For each line that holds "page", copy the line out.

- **TASK MATERIAL**:
————————
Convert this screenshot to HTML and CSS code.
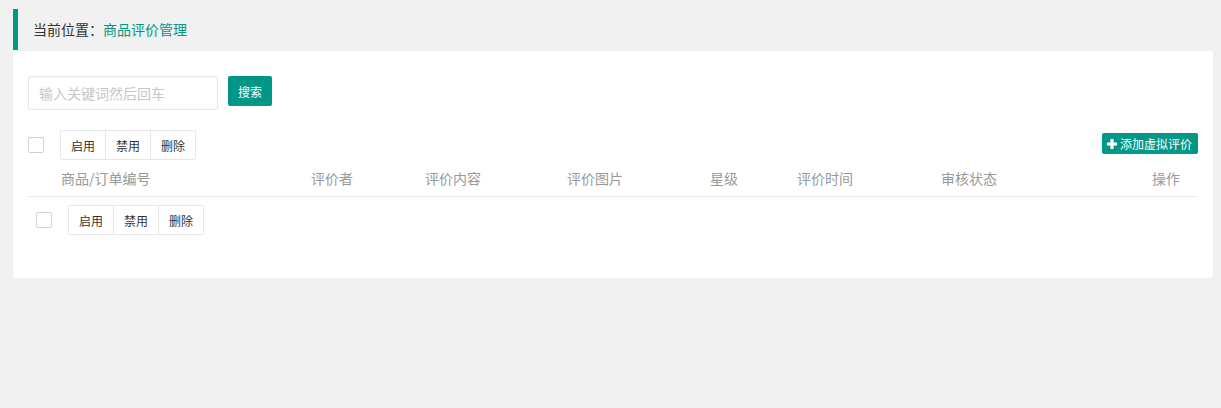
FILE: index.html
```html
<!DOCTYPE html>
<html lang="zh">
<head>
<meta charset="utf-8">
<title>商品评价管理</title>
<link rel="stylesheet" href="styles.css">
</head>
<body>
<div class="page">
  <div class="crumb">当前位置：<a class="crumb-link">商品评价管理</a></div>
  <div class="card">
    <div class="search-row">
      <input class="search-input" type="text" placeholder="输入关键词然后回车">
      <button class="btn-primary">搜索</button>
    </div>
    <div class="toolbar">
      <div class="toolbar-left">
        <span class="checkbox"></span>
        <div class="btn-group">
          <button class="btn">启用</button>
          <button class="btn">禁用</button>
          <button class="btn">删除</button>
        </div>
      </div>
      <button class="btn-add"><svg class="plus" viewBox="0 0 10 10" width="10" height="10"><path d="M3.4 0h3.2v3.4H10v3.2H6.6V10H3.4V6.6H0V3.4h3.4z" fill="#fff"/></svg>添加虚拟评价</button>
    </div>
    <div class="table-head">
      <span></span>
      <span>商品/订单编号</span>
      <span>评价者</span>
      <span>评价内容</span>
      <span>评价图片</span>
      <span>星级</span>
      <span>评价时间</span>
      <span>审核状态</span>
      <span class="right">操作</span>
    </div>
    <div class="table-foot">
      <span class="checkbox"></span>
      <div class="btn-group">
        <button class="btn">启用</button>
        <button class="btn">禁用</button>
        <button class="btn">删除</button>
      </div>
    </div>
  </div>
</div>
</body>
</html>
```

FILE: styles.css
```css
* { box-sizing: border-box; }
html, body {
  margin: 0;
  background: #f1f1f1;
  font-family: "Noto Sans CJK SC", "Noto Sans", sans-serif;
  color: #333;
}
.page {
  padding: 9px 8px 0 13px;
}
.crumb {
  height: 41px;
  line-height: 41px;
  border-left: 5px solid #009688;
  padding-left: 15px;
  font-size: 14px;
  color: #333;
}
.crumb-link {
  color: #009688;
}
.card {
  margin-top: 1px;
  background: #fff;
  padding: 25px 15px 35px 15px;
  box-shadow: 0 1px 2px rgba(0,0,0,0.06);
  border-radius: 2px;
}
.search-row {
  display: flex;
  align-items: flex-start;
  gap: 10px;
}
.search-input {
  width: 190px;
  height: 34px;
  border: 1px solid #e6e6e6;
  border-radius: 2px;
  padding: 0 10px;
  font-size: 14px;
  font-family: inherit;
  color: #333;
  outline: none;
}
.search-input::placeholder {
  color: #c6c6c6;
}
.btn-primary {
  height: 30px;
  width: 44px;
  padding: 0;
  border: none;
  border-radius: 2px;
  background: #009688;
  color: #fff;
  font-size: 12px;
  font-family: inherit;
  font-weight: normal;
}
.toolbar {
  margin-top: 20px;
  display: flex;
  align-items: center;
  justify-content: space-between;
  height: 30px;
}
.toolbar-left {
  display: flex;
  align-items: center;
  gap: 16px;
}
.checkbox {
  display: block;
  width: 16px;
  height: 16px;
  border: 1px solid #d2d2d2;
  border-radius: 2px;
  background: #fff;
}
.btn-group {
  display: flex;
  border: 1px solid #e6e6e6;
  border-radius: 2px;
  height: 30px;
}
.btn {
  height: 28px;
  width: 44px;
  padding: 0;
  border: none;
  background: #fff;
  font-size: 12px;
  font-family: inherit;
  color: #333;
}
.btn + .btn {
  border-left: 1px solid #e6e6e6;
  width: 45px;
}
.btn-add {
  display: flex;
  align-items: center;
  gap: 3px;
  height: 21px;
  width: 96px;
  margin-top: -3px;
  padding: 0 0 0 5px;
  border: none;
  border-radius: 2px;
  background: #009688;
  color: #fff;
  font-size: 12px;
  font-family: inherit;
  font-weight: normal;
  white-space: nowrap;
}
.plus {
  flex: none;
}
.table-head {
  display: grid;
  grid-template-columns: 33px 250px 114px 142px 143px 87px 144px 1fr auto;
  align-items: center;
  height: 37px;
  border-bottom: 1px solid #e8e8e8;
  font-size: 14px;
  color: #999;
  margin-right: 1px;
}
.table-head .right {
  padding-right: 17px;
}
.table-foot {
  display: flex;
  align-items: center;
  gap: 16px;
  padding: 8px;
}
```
————————
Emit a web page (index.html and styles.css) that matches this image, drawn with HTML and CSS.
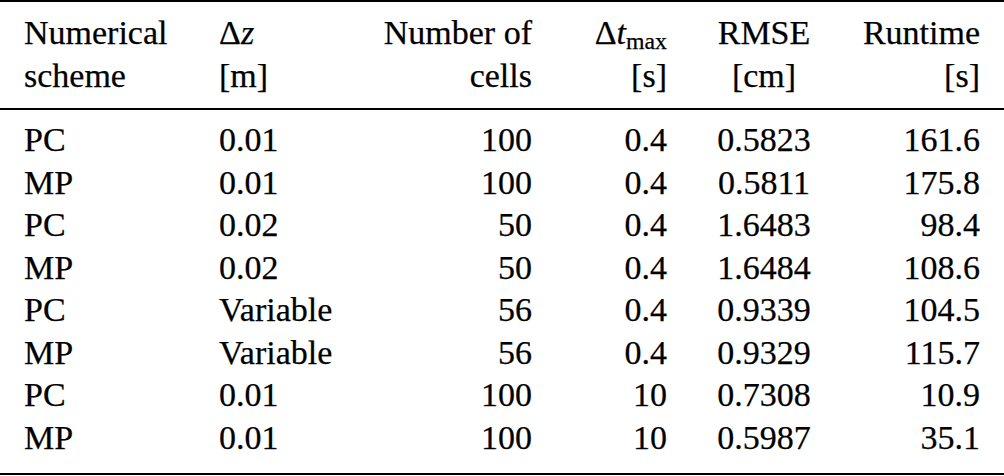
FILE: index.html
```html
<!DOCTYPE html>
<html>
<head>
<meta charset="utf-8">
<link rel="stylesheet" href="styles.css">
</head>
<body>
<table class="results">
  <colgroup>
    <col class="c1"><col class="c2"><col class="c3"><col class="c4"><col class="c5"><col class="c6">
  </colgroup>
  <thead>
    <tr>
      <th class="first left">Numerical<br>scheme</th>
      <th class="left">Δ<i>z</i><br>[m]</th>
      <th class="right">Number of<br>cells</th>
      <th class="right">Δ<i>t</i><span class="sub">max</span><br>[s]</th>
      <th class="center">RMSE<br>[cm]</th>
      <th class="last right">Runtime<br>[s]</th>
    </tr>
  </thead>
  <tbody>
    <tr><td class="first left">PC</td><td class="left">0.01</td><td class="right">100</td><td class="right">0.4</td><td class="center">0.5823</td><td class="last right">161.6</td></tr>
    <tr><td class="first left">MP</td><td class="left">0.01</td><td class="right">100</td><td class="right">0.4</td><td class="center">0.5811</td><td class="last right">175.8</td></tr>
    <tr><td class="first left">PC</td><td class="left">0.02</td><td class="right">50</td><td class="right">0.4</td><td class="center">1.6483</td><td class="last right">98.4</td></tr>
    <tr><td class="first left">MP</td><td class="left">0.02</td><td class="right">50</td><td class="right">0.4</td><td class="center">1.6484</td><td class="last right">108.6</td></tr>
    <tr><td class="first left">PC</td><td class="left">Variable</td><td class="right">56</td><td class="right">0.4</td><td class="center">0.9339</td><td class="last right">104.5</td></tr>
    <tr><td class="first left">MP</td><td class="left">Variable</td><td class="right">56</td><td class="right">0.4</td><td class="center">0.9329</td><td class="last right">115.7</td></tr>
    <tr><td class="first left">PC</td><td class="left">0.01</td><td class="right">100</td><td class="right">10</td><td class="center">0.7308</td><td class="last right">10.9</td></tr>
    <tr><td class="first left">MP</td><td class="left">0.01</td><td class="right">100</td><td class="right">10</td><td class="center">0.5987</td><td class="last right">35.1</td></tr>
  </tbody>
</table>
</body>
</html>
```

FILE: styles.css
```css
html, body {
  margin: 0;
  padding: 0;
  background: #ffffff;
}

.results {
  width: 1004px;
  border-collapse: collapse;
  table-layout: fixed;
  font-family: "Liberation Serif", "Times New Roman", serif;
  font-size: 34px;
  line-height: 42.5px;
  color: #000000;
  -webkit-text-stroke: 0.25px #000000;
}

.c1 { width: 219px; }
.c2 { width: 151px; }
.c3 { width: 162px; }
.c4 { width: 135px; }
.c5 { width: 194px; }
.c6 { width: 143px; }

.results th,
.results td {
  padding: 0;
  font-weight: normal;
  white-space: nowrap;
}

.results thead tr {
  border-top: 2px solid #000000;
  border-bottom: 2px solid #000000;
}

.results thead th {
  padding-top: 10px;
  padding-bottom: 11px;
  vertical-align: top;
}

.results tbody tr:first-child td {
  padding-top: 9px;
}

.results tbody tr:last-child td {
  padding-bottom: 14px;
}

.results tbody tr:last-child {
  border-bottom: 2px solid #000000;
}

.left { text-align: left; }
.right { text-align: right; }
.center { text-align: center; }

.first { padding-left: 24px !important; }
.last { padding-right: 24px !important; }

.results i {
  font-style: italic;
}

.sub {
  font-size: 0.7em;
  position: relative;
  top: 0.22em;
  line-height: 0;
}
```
————————
- **COMPLETE RESPONSE**:
<div class="page">
.page {
Emit a web page (index.html and styles.css) that matches this image, drawn with HTML and CSS.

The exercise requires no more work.